Sundowns made history last season, becoming the first team to win the CAF Women’s Champions League tournament in Egypt.
That was a deserving win. They qualified for the competition via winning the Cosafa Cup, while they were two-time successive Super League queens.
And after wrapping up their third title they were expected to defend their title.
They looked the part at first, breezing through the group stage as they scored a whooping 11 goals and conceded only one against their three opponents.
Sure, the knockout stage was going to be a different kettle of fish, given that the four teams that made the semi-finals were deserving champions.

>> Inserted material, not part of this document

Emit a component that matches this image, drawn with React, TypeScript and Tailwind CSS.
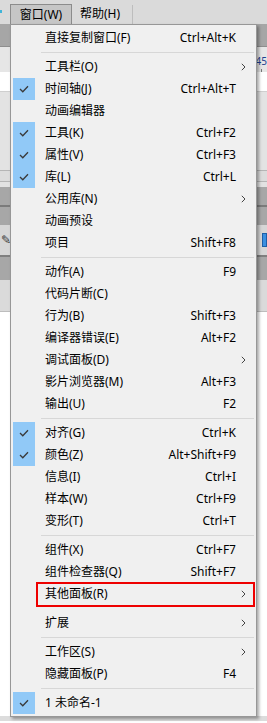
import React from 'react'

type Item =
  | { sep: true; hideLine?: boolean }
  | { sep?: false; label: string; keys?: string; checked?: boolean; sub?: boolean; marked?: boolean }

const items: Item[] = [
  { label: '直接复制窗口(F)', keys: 'Ctrl+Alt+K' },
  { sep: true },
  { label: '工具栏(O)', sub: true },
  { label: '时间轴(J)', keys: 'Ctrl+Alt+T', checked: true },
  { label: '动画编辑器' },
  { label: '工具(K)', keys: 'Ctrl+F2', checked: true },
  { label: '属性(V)', keys: 'Ctrl+F3', checked: true },
  { label: '库(L)', keys: 'Ctrl+L', checked: true },
  { label: '公用库(N)', sub: true },
  { label: '动画预设' },
  { label: '项目', keys: 'Shift+F8' },
  { sep: true },
  { label: '动作(A)', keys: 'F9' },
  { label: '代码片断(C)' },
  { label: '行为(B)', keys: 'Shift+F3' },
  { label: '编译器错误(E)', keys: 'Alt+F2' },
  { label: '调试面板(D)', sub: true },
  { label: '影片浏览器(M)', keys: 'Alt+F3' },
  { label: '输出(U)', keys: 'F2' },
  { sep: true },
  { label: '对齐(G)', keys: 'Ctrl+K', checked: true },
  { label: '颜色(Z)', keys: 'Alt+Shift+F9', checked: true },
  { label: '信息(I)', keys: 'Ctrl+I' },
  { label: '样本(W)', keys: 'Ctrl+F9' },
  { label: '变形(T)', keys: 'Ctrl+T' },
  { sep: true },
  { label: '组件(X)', keys: 'Ctrl+F7' },
  { label: '组件检查器(Q)', keys: 'Shift+F7' },
  { label: '其他面板(R)', sub: true, marked: true },
  { sep: true, hideLine: true },
  { label: '扩展', sub: true },
  { sep: true },
  { label: '工作区(S)', sub: true },
  { label: '隐藏面板(P)', keys: 'F4' },
  { sep: true },
  { label: '1 未命名-1', checked: true },
]

const CheckMark = () => (
  <svg width="10" height="8" viewBox="0 0 10 8" fill="none">
    <path d="M1 4 L3.8 6.8 L9 1.2" stroke="#3a3a3a" strokeWidth="1.3" />
  </svg>
)

const Chevron = () => (
  <svg width="5" height="8" viewBox="0 0 5 8" fill="none">
    <path d="M0.8 0.8 L4 4 L0.8 7.2" stroke="#444" strokeWidth="1" />
  </svg>
)

const MenuRow = ({ item }: { item: Item }) => {
  if (item.sep) {
    return (
      <div className="h-[7px] flex items-center pl-[28px]">
        <div className={item.hideLine ? 'h-px w-full' : 'h-px w-full bg-[#d7d7d7]'} />
      </div>
    )
  }
  return (
    <div className="relative h-[22px] flex items-center">
      <div className={`w-[22px] h-full flex items-center justify-center ${item.checked ? 'bg-[#91c9f7]' : ''}`}>
        {item.checked && <CheckMark />}
      </div>
      <span className="ml-[10px] flex-1 whitespace-nowrap">{item.label}</span>
      <span className="whitespace-nowrap text-right">{item.keys}</span>
      <div className="w-[18px] h-full flex items-center pl-[5px]">{item.sub && <Chevron />}</div>
      {item.marked && (
        <div className="absolute left-[23px] top-[-1px] w-[219px] h-[25px] border-2 border-[#ee0000]" />
      )}
    </div>
  )
}

export default function App() {
  return (
    <div
      className="relative w-[267px] h-[723px] overflow-hidden bg-white text-[12px] leading-none text-black"
      style={{ fontFamily: '"Noto Sans", "Noto Sans CJK SC", sans-serif' }}
    >
      {/* app background behind the menu */}
      <div className="flex flex-col h-full">
        <div className="h-[24px] bg-[#dadada] flex items-end relative">
          <div className="absolute left-0 top-[10px] w-[2px] h-[3px] bg-[#3fb4d8]" />
          <div className="ml-[10px] h-[20px] w-[62px] bg-[#c6c6c6] border border-[#8c8c8c] border-b-0 flex items-center justify-center">
            窗口(W)
          </div>
          <div className="ml-[8px] h-[20px] flex items-center">帮助(H)</div>
          <div className="ml-[12px] h-[19px] w-px bg-[#bdbdbd]" />
        </div>
        <div className="h-[23px] bg-[#a6a6a6] border-b border-[#8e8e8e]" />
        <div className="h-[25px] bg-[#e6e6e6] flex justify-end items-end relative">
          <span className="absolute right-0 top-[9px] text-[10px] text-[#1f3f8f]">45</span>
          <div className="w-px h-[3px] bg-[#777] mr-[5px]" />
        </div>
        <div className="h-[20px] bg-white border-b border-[#cfcfcf]" />
        <div className="h-[78px] bg-[#e3e3e3]" />
        <div className="h-[12px] bg-[#dcdcdc] border-y border-[#b5b5b5]" />
        <div className="h-[5px] bg-[#e2e2e2]" />
        <div className="h-[18px] bg-[#a7a7a7]" />
        <div className="h-[2px] bg-[#7b7b7b]" />
        <div className="h-[18px] bg-[#a7a7a7]" />
        <div className="h-[30px] bg-[#d6d6d6] flex items-center justify-between">
          <span className="text-[12px] text-[#333] ml-[1px]">✎</span>
          <div className="w-[5px] h-[14px] bg-[#3b8fe0] border border-[#1d5fa8]" />
        </div>
        <div className="h-[2px] bg-[#7f7f7f]" />
        <div className="h-[23px] bg-[#a7a7a7]" />
        <div className="h-[32px] bg-[#dadada] border-b border-[#bdbdbd]" />
        <div className="flex-1 bg-white" />
        <div className="h-[5px] bg-[#dcdcdc]" />
        <div className="h-[2px] bg-white" />
      </div>

      {/* dropdown menu */}
      <div className="absolute left-[10px] top-[24px] w-[247px] bg-[#f0f0f0] border border-[#979797] p-[2px] shadow-[2px_2px_3px_rgba(0,0,0,0.35)]">
        {items.map((it, i) => (
          <MenuRow key={i} item={it} />
        ))}
      </div>
    </div>
  )
}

But a sumptuous Boitumelo Rabale goal against the Simba Queens was enough to secure Sundowns their second successive continental final in Rabat.
— Mamelodi Sundowns Ladies Team (@SundownsLadies) November 13, 2022
However, when it mattered the most, coach Jerry Tshabalala’s team stuttered as they were thrashed 4-0 by host club AS FAR on home soil in Rabat.
Sure, there were factors that played into Downs’ loss, including losing Rhoda Mulaudzi and captain Zanele Nhlapho, who were sent for early showers.
But they shouldn’t cry over spilt milk. Instead, they must learn valuable lessons from their shortcomings, while remaining proud of their efforts.
It is a rare occurrence that a team is able to make successive continental finals and players such as Thalea Smidt, Andile Dlamini and Bambani Mbane should also use the experience to improve Banyana Banyana heading to the World Cup.
Yes, Banyana are not expected to be any match for Group G opponents Argentina, Sweden and Italy but they have to show improvements from 2019.
It can’t be that the three teams will head to New Zealand and Australia with assurance that they'll scoop three points against the African Queens.
— #CAFWCL (@CAFwomen) November 13, 2022
Downs’ players must look at their run in Morocco as a step in the right direction, especially in their aspirations to play for better and more professional clubs.
Lelona Daweti was the best player in the group stage, scoring four goals in three games. So why not focus on such positives rather than the negatives?
Daweti is only 23, but there’s nothing that’s stopping her from plotting her way to becoming a Banyana regular ahead of the World Cup.
Tshabalala, moreover, can only grow from such experiences. That he shared the podium for the African Coach of the Year was not a fluke at all.
Sure, he lost out to Banyana coach Desiree Ellis, but the duo have worked tirelessly in ensuring that women’s football is what it is in the country today.
So Sundowns should be proud of their exploits in Morocco, while corporations should really look into investing in women’s football. It’s about time …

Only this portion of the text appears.